Estevanico, 16th century Black Explorer born

Estevanico

*The birth of Estevanico is celebrated on this date in c 1503.  Estevanico was a Black North African interpreter with Spain’s exploration of the Americas. 

He was a native of Azamor on the Atlantic coast of Morocco.  In Spain before 1527, he was baptized as a Catholic and became the slave of Andrés Dorantes de Carranza.  He accompanied his master as a member of the Pánfilo de Narváez expedition, approximately 300 men who landed in mid-April 1528 near present-day Tampa Bay, Florida. Permanently separated from his support vessels, Narváez and his command marched up the inner Florida coast and, by late summer, arrived near the mouth of the Wakulla River in the Florida panhandle.

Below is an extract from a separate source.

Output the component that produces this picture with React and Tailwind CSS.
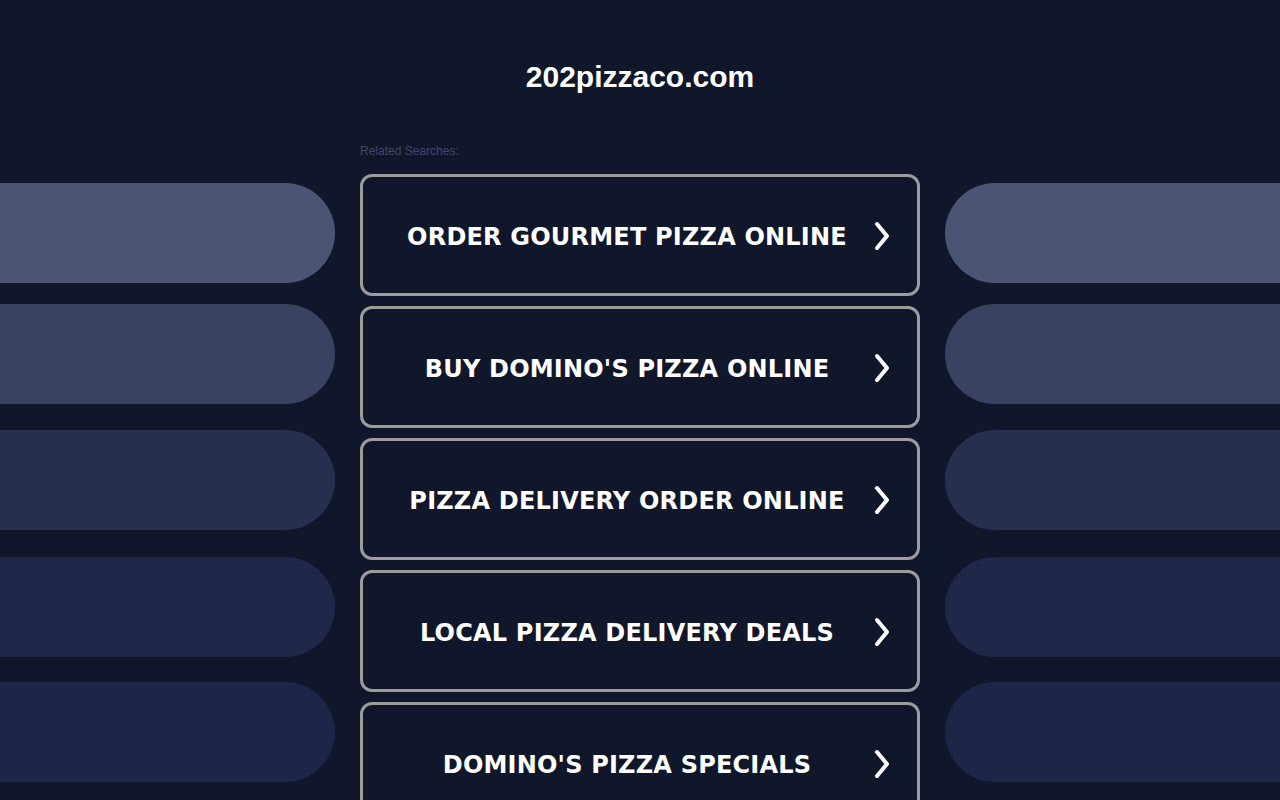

At that time, the surviving Spaniards and at least one African numbered less than 250 men, the others having died of accidents or been killed by Indigenous natives. Narváez chose to slaughter his horses, build five makeshift barges, and attempt to sail along the Gulf Coast toward Mexico. The five rafts left Florida in September, and the craft containing Estevanico was placed under the joint command of Dorantes and Alonso Castillo Maldonado. After a month at sea, that raft landed on Galveston Island, or perhaps more likely to the west of it. By spring 1529, those three men, the only survivors from their craft, had traveled on foot down the (now) Texas coast to the environs of Matagorda Bay.

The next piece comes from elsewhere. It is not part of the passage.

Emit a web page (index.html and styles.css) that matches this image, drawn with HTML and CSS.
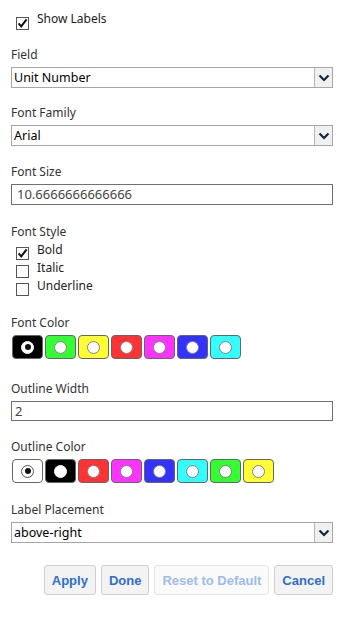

They were later captured and enslaved by Coahuiltecan Indians who lived southwest of the Guadalupe River. In the fall of 1532, the three men were joined in slavery by Álvarez Núñez Cabeza de Vaca, the sole survivor from a second raft. By early 1535 these four survivors had escaped their captors by fleeing south along the inner coast and entering Mexico near the present-day Falcón Lake Reservoir.  Estevanico was assuredly the first African to traverse Texas and reentered Texas in the company of three Spaniards from Mexico at La Junta de Los Ríos. They made their way across northwest Mexico to the Pacific Coast from La Junta. Throughout their travels in Texas and Mexico, the three Spaniards and Estevanico gained a reputation and sustenance as faith healers.  After walking south along the Pacific Coast, the four men encountered Spaniards north of San Miguel de Culiacán and then traveled on to Mexico City, arriving there in late July 1536.

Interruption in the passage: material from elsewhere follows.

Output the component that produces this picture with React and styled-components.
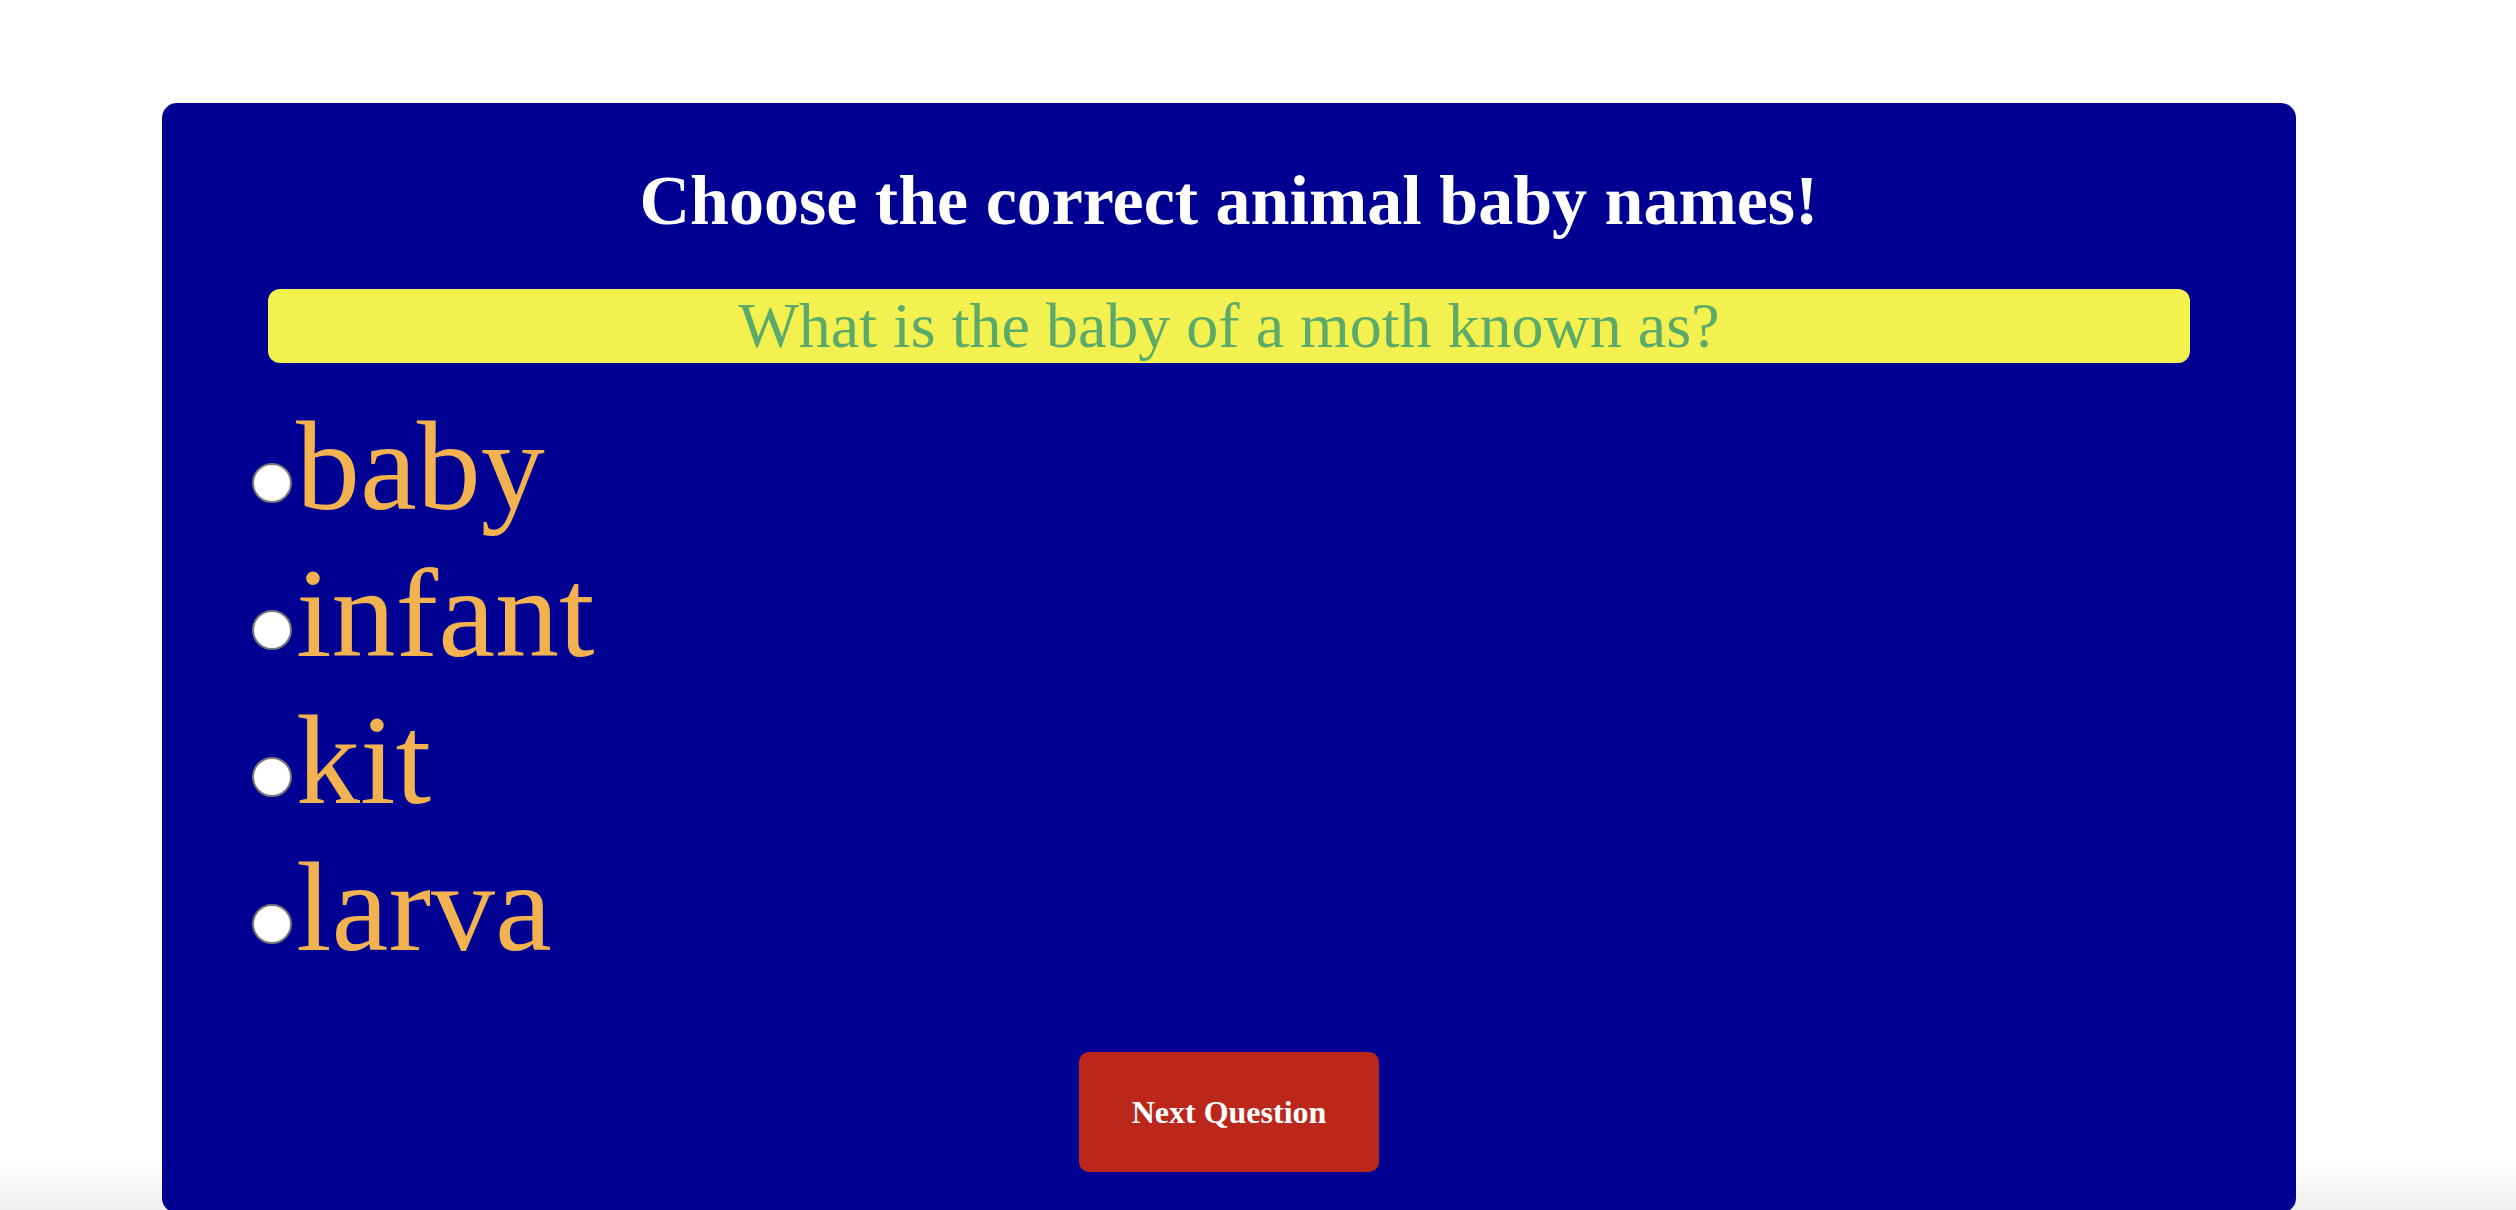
import React, { useState } from "react";
import styled, { createGlobalStyle } from "styled-components";

const GlobalStyle = createGlobalStyle`
  html {
    height: 100%;
    background: linear-gradient(to bottom, #ffffff calc(100% - 50px), #efefef 100%);
  }
  body {
    margin: 0;
    font-family: "Liberation Serif", "Times New Roman", serif;
  }
`;

const Card = styled.div`
  margin: 103px 0 0 162px;
  width: 2134px;
  box-sizing: border-box;
  padding: 58px 0 41px;
  background: #000093;
  border-radius: 15px;
  display: flex;
  flex-direction: column;
`;

const Title = styled.h1`
  margin: 0 0 48px;
  font-size: 70px;
  font-weight: bold;
  color: #ffffff;
  text-align: center;
`;

const Question = styled.div`
  margin: 0 106px 30px;
  background: #f3f14f;
  border-radius: 12px;
  font-size: 64px;
  color: #5caa6a;
  text-align: center;
`;

const Options = styled.div`
  display: flex;
  flex-direction: column;
  padding-left: 90px;
`;

const Option = styled.label`
  display: flex;
  align-items: center;
  font-size: 128px;
  color: #f2b24f;
  cursor: pointer;
`;

const Radio = styled.input`
  appearance: none;
  width: 40px;
  height: 40px;
  margin: 32px 4px 0 0;
  border-radius: 50%;
  border: 2px solid #767676;
  background: #ffffff;
  box-sizing: border-box;
  flex: none;

  &:checked {
    border: 12px solid #1a73e8;
  }
`;

const NextButton = styled.button`
  align-self: center;
  margin-top: 71px;
  width: 300px;
  height: 120px;
  border: none;
  border-radius: 10px;
  background: #bc271c;
  color: #ffffff;
  font-family: "Liberation Serif", "Times New Roman", serif;
  font-size: 32px;
  font-weight: bold;
  cursor: pointer;
`;

const answers = ["baby", "infant", "kit", "larva"];

export default function App() {
  const [picked, setPicked] = useState(null);

  return (
    <>
      <GlobalStyle />
      <Card>
        <Title>Choose the correct animal baby names!</Title>
        <Question>What is the baby of a moth known as?</Question>
        <Options>
          {answers.map((a) => (
            <Option key={a}>
              <Radio
                type="radio"
                name="answer"
                checked={picked === a}
                onChange={() => setPicked(a)}
              />
              {a}
            </Option>
          ))}
        </Options>
        <NextButton>Next Question</NextButton>
      </Card>
    </>
  );
}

By 1539 Dorantes had sold Estevanico to Viceroy Antonio de Mendoza, who assigned the African to the company of Fray Marcos de Niza, charged with leading a follow-up expedition toward lands visited by the survivors. On March 21, 1539, the Niza expedition arrived at the Río Mayo in present-day Sonora. There, Estevanico, apparently restless over the slow progress of the friar and his large party, was sent ahead as an advance scout. Separated by several days’ travel from the friar and his entourage, Estevanico approached the Zuni pueblo of Hawikuh in western New Mexico, where he was killed. Francisco Vázquez de Coronado, upon reaching Hawikuh one year later in 1540, reported to the viceroy that “Estevanico’s death was because of his cruelties and assaults on American Indian women.”